最近見た、テレビ番組の中から二つ。一つは、NHKの『ダーウィンが来た』から、「シロイワヤギ 崖っぷちこそ理想の住まい」。
草原にいれば、エルクなどの他の大型草食動物と競合することになるし、そしてコヨーテなどに襲われないために、切り立ったロッキー山脈の岩場を住みかとして暮らすことになったシロイワヤギ。
何より感じ入ったのは、その急な岩場を上り下りできるようにするために、発達したひづめである。前の部分は二股に開きつかんで、後ろの左右の二つで受け止める。
その巧みな進化の形に、思わず私たち人間の岩登りスタイルを思い浮かべたのだ。昔は、あのビブラム底の重い登山靴で登っていたのに、今は伸縮性のある薄いクライミング・シューズに変わってしまった。
そこで、シロイワヤギのひづめを考えて、私たち人間の足裏を鍛えて、それで岩場に行けば、もっとしっかりと岩をとらえられるのではないのか、四本足になるのは同じなのだから。
そんな馬鹿げたことを話せば、馬でも鹿でもない、白いカモシカのようなあのシロイワヤギが、メエーと笑うような気もするが・・・。
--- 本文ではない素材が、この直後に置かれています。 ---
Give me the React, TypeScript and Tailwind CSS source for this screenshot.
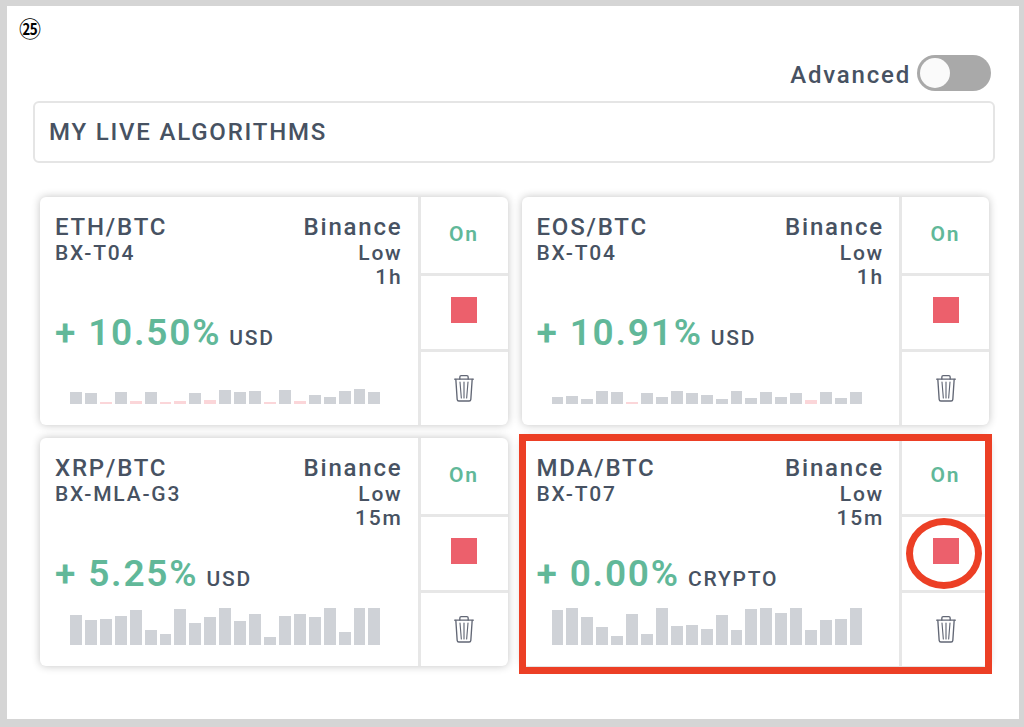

次は、NHKスペシャルの『幻の霧 摩周湖 神秘の夏』である。ずいぶん前にも似たような、題材をテーマにした番組を見た記憶もあるが。太平洋を行くフェリーから、そして空のヘリコプターからと機動力をフルに使っての映像は、なかなかに見ごたえがあった。
いわゆる滝霧、滝雲の発生と、その移動のすべてをとらえているのだが、何しろハイビジョンの動画だけに素晴らしい。私も、今までに何度も山稜を越える滝雲は見ているし、写真にも撮っているのだが、とてもかなわない。自然界のスケールの大きさを感じさせられた一編だった。
(ただ、画面の右上のいつもの”NHK・G”だけでなく、左上には”幻の霧”とロゴ・マークが出ていて、せっかくアングルで決められた画面が台無しだった。余分なものは画面に映し出さないでほしい。テレビカメラの画像は、それで一つのカメラ芸術なのだから。)
ところで樹々に囲まれた家で、そんな自然界の話をしている私だが、文明の利器に、大きくお世話になっているのも事実だ。
田舎にいるだけに、クルマは絶対の必需品だし、このパソコンも手放せないし、テレビ、BRレコーダー、炊飯器に電子レンジ、そして冷蔵庫も必要だが、その冷蔵庫が壊れてしまったのだ。
春の山菜をしこたま冷凍していたのに、もうぐだぐだになってしまった。前日から少し変な音がしていたから、気づけばよかったのだが、分かった時には、もう遅かった。
無理もない、30年近くも使ってきたのだから。もっとも、留守の時も多くて、通電していたのは半年くらいだからとしても、10数年にはなる。とは言え、それでもまだ良かったのだ。この6,7月の間、スイッチを入れたまま私が留守にしていた時ではなかったから。
すぐに、商店をやっている友達の所に行って氷をもらい、冷蔵庫に入れ(昔の冷蔵庫はそうだった)、翌日、近くの町の大型家電販売店に行って、分不相応にも300Lクラスのものを買った。
二日後に届いた。背の高いグレー色の冷蔵庫は、たくさん物が入り、音も静かだった。私は、そっと腕を回して、冷蔵庫を抱いた。生きている音がしていた。
ミャオが、身動き一つせずに寝込んでいた時、心配してその体に手を当て、さらに耳を押し当てて、心臓の動きを聞いたことがある。
冷蔵庫もまた、そのミャオの心臓の音と同じように動いていた。私は、私ひとりでは生きてはいけないのだ。